* [PROBLEM]
All lines holding the string "component" are to be shown.

* begin INPUT FOR THIS TASK *

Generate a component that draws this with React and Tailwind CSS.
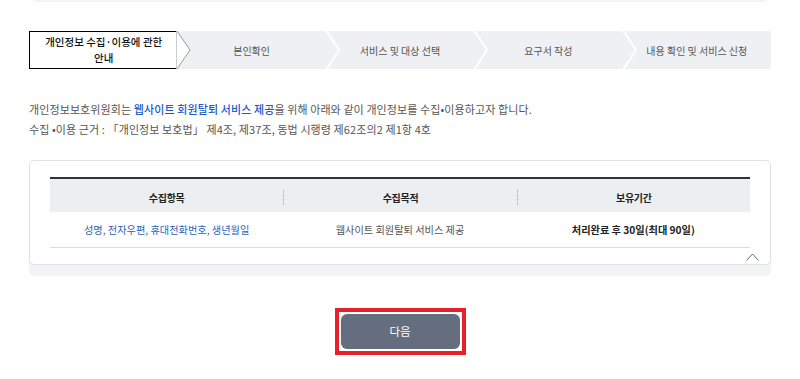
import React from 'react';

const steps = [
  '본인확인',
  '서비스 및 대상 선택',
  '요구서 작성',
  '내용 확인 및 서비스 신청',
];

const Chevron = ({ first }) => (
  <svg
    className="absolute left-[-1px] top-0 h-[38px] w-[16px] z-10"
    viewBox="0 0 16 38"
    fill="none"
  >
    {first ? (
      <polygon points="0,0 1,0 14,19 1,38 0,38" fill="#ffffff" stroke="#9a9a9a" strokeWidth="1" />
    ) : (
      <polyline points="1,-1 14,19 1,39" stroke="#ffffff" strokeWidth="2" />
    )}
  </svg>
);

export default function App() {
  return (
    <div
      className="w-[800px] h-[379px] bg-white overflow-hidden"
      style={{ fontFamily: '"Noto Sans CJK KR", "Noto Sans", sans-serif' }}
    >
      <div className="mx-[33px] h-[2px] bg-[#f3f4f5] rounded-b" />

      {/* Stepper */}
      <div className="mx-[29px] mt-[29px] grid grid-cols-5 h-[38px] bg-[#eef0f3] rounded-r-[2px]">
        <div className="flex items-center justify-center bg-white border-l border-y border-black text-[10.5px] leading-[16px] font-medium text-[#111] text-center">
          <div>
            개인정보 수집·이용에 관한
            <br />
            안내
          </div>
        </div>
        {steps.map((s, i) => (
          <div
            key={s}
            className="relative flex items-center justify-center text-[10px] text-[#555]"
          >
            <Chevron first={i === 0} />
            <span>{s}</span>
          </div>
        ))}
      </div>

      {/* Description */}
      <div className="mx-[29px] mt-[30px] text-[11px] leading-[20px] text-[#555] tracking-[0.1px]">
        <p>
          개인정보보호위원회는{' '}
          <span className="text-[#1a5cc8] font-medium">웹사이트 회원탈퇴 서비스 제공</span>을 위해 아래와 같이
          개인정보를 수집•이용하고자 합니다.
        </p>
        <p>수집 •이용 근거 : 「개인정보 보호법」 제4조, 제37조, 동법 시행령 제62조의2 제1항 4호</p>
      </div>

      {/* Table card */}
      <div className="mx-[29px] mt-[21px] bg-[#f2f3f4] rounded-[5px] pb-[11px]">
        <div className="bg-white border border-[#e2e2e2] rounded-[5px] px-[20px] pt-[16px] pb-[16px] relative">
          <div className="border-t-2 border-[#333]">
            <div className="grid grid-cols-3 h-[33px] bg-[#eceff2] text-[10px] tracking-[-0.3px] font-bold text-[#222]">
              <div className="flex items-center justify-center">수집항목</div>
              <div className="flex items-center justify-center border-l border-dashed border-[#bbb] my-[11px]">수집목적</div>
              <div className="flex items-center justify-center border-l border-dashed border-[#bbb] my-[11px]">보유기간</div>
            </div>
            <div className="grid grid-cols-3 h-[36px] border-b border-[#dddddd] text-[10.2px]">
              <div className="flex items-center justify-center text-[#2a63b8]">성명, 전자우편, 휴대전화번호, 생년월일</div>
              <div className="flex items-center justify-center text-[#555]">웹사이트 회원탈퇴 서비스 제공</div>
              <div className="flex items-center justify-center font-bold text-[#222]">처리완료 후 30일(최대 90일)</div>
            </div>
          </div>
          <svg
            className="absolute right-[11px] bottom-[3px] w-[13px] h-[8px]"
            viewBox="0 0 13 8"
            fill="none"
          >
            <polyline points="0.5,7.5 6.5,1 12.5,7.5" stroke="#5a6b85" strokeWidth="1" />
          </svg>
        </div>
      </div>

      {/* Next button */}
      <div className="mt-[32px] flex justify-center">
        <div className="border-[4px] border-[#e8202a] p-[2px] w-[131px] h-[47px]">
          <button className="w-full h-full rounded-[6px] bg-[#646e7e] text-white text-[11.5px]">다음</button>
        </div>
      </div>
    </div>
  );
}
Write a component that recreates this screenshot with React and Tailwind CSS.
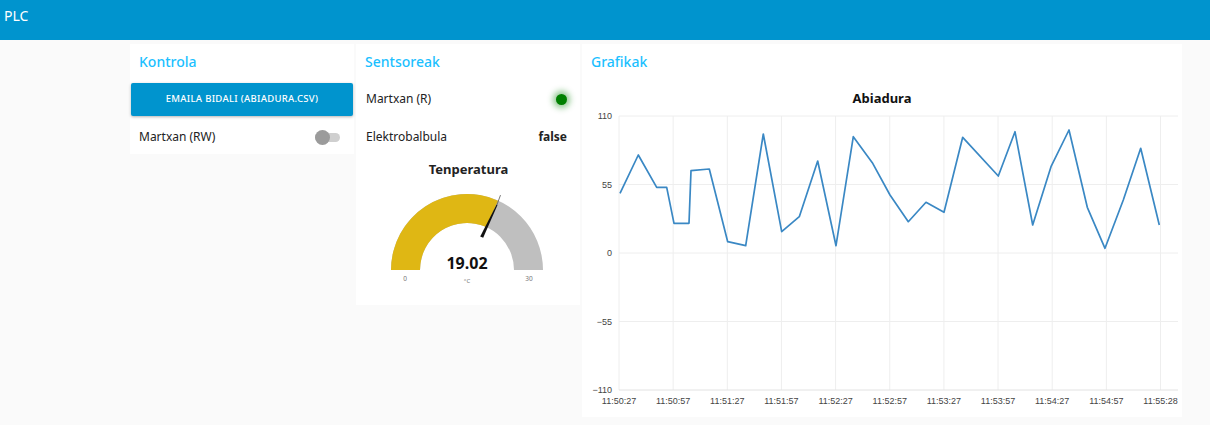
import React from "react";

const font = { fontFamily: '"Noto Sans", "Open Sans", sans-serif' };

const points = [
  [38, 115.3], [56.3, 77], [74.7, 109.3], [84.7, 109.3], [92, 145.3], [107, 145.3],
  [109, 92.7], [127.3, 91], [145.7, 163.7], [163.7, 167.7], [181.3, 56], [199.7, 153.7],
  [217.3, 138.7], [235.7, 83], [254, 167.7], [271.3, 58.7], [290.3, 84.7], [308, 117],
  [326.3, 143.7], [344, 124.3], [362, 134.3], [380.7, 59.3], [416.3, 98], [433, 53.7],
  [450.7, 147], [469, 88.7], [487, 52], [505.3, 129.3], [523, 170.3], [541.3, 122],
  [558.7, 70.3], [577.3, 147],
];

const xTicks = [
  "11:50:27", "11:50:57", "11:51:27", "11:51:57", "11:52:27", "11:52:57",
  "11:53:27", "11:53:57", "11:54:27", "11:54:57", "11:55:28",
];

const yTicks = [
  { label: "110", y: 38 },
  { label: "55", y: 106.5 },
  { label: "0", y: 175 },
  { label: "\u221255", y: 243.5 },
  { label: "\u2212110", y: 312 },
];

const GroupTitle = ({ children }) => (
  <div className="h-[34px] flex items-center pl-[9px] pt-[1px] text-[14px] font-medium text-[#1bbfff]">
    {children}
  </div>
);

const Gauge = () => (
  <svg width="224" height="119" viewBox="0 0 224 119">
    <path d="M35 84 A76 76 0 0 1 187 84 L158 84 A47 47 0 0 0 64 84 Z" fill="#bfbfbf" />
    <path d="M35 84 A76 76 0 0 1 142.03 14.63 L130.19 41.1 A47 47 0 0 0 64 84 Z" fill="#dfb714" />
    <polygon points="127.2,51.8 124.2,50.5 140.6,18.4 141.6,18.8" fill="#111" />
    <line x1="141" y1="18.6" x2="144.5" y2="9.1" stroke="#555" strokeWidth="0.8" />
    <text x="111" y="83" textAnchor="middle" fontSize="16" fontWeight="700" fill="#111" style={font}>
      19.02
    </text>
    <text x="49" y="95" textAnchor="middle" fontSize="6.5" fill="#777" style={font}>0</text>
    <text x="111" y="97" textAnchor="middle" fontSize="6" fill="#777" style={font}>°C</text>
    <text x="173" y="95" textAnchor="middle" fontSize="6.5" fill="#777" style={font}>30</text>
  </svg>
);

const Chart = () => {
  const step = 54.15;
  return (
    <svg width="600" height="339" viewBox="0 0 600 339">
      <text x="300" y="25" textAnchor="middle" fontSize="13" fontWeight="700" fill="#111" style={font}>
        Abiadura
      </text>
      {xTicks.map((t, i) => (
        <line key={t} x1={37 + i * step} y1="38" x2={37 + i * step} y2="312" stroke="#eeeeee" strokeWidth="1" />
      ))}
      {yTicks.map((t) => (
        <line key={t.label} x1="37" y1={t.y} x2="596" y2={t.y} stroke={t.y === 312 ? "#e2e2e2" : "#eeeeee"} strokeWidth="1" />
      ))}
      {yTicks.map((t) => (
        <text
          key={t.label + "l"}
          x="30"
          y={t.y + 3}
          textAnchor="end"
          fontSize="9"
          fill="#444"
          style={{ fontFamily: '"Liberation Sans", Arial, sans-serif' }}
        >
          {t.label}
        </text>
      ))}
      {xTicks.map((t, i) => (
        <text
          key={t + "l"}
          x={37 + i * step}
          y="326"
          textAnchor="middle"
          fontSize="9"
          fill="#444"
          style={{ fontFamily: '"Liberation Sans", Arial, sans-serif' }}
        >
          {t}
        </text>
      ))}
      <polyline
        points={points.map((p) => p.join(",")).join(" ")}
        fill="none"
        stroke="#3a88c4"
        strokeWidth="1.7"
        strokeLinejoin="round"
      />
    </svg>
  );
};

export default function App() {
  return (
    <div className="min-h-[425px] bg-[#fafafa] text-[#222]" style={font}>
      <header className="h-10 bg-[#0094ce] text-white text-[14px] pl-[4px] pt-[6px] leading-[20px]">PLC</header>

      <div className="flex items-start gap-[2px] pl-[130px] pt-1">
        {/* Kontrola */}
        <div className="w-[224px] h-[110px] bg-white flex flex-col">
          <GroupTitle>Kontrola</GroupTitle>
          <button
            type="button"
            className="mt-[5px] mx-[1px] h-[33px] bg-[#0094ce] text-white text-[9.5px] font-medium tracking-[0.3px] uppercase rounded-[2px] shadow-[0_1px_3px_rgba(0,0,0,0.3)]"
          >
            Emaila bidali (abiadura.csv)
          </button>
          <div className="mt-[4px] h-[34px] flex items-center justify-between pl-[9px] pr-[13px] text-[12px]">
            <span>Martxan (RW)</span>
            <div className="relative w-[26px] h-[15px] flex items-center">
              <div className="w-[25px] h-[9px] rounded-full bg-[#cfcfcf]" />
              <div className="absolute left-0 top-0 w-[15px] h-[15px] rounded-full bg-[#9b9b9b]" />
            </div>
          </div>
        </div>

        {/* Sentsoreak */}
        <div className="w-[224px] h-[261px] bg-white flex flex-col">
          <GroupTitle>Sentsoreak</GroupTitle>
          <div className="h-[42px] flex items-center justify-between pl-[10px] pr-[13px] text-[12px]">
            <span>Martxan (R)</span>
            <div className="w-[11px] h-[11px] rounded-full bg-[#008000] shadow-[0_0_6px_3px_rgba(0,128,0,0.45)]" />
          </div>
          <div className="h-[34px] flex items-center justify-between pl-[10px] pr-[13px] text-[12px]">
            <span>Elektrobalbula</span>
            <span className="font-bold">false</span>
          </div>
          <div className="h-[32px] flex items-center justify-center text-[13px] font-bold pl-[1px]">Tenperatura</div>
          <Gauge />
        </div>

        {/* Grafikak */}
        <div className="w-[600px] h-[373px] bg-white flex flex-col">
          <GroupTitle>Grafikak</GroupTitle>
          <Chart />
        </div>
      </div>
    </div>
  );
}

* end INPUT FOR THIS TASK *

* [REPLY]
Generate a component that draws this with React and Tailwind CSS.
Write a component that recreates this screenshot with React and Tailwind CSS.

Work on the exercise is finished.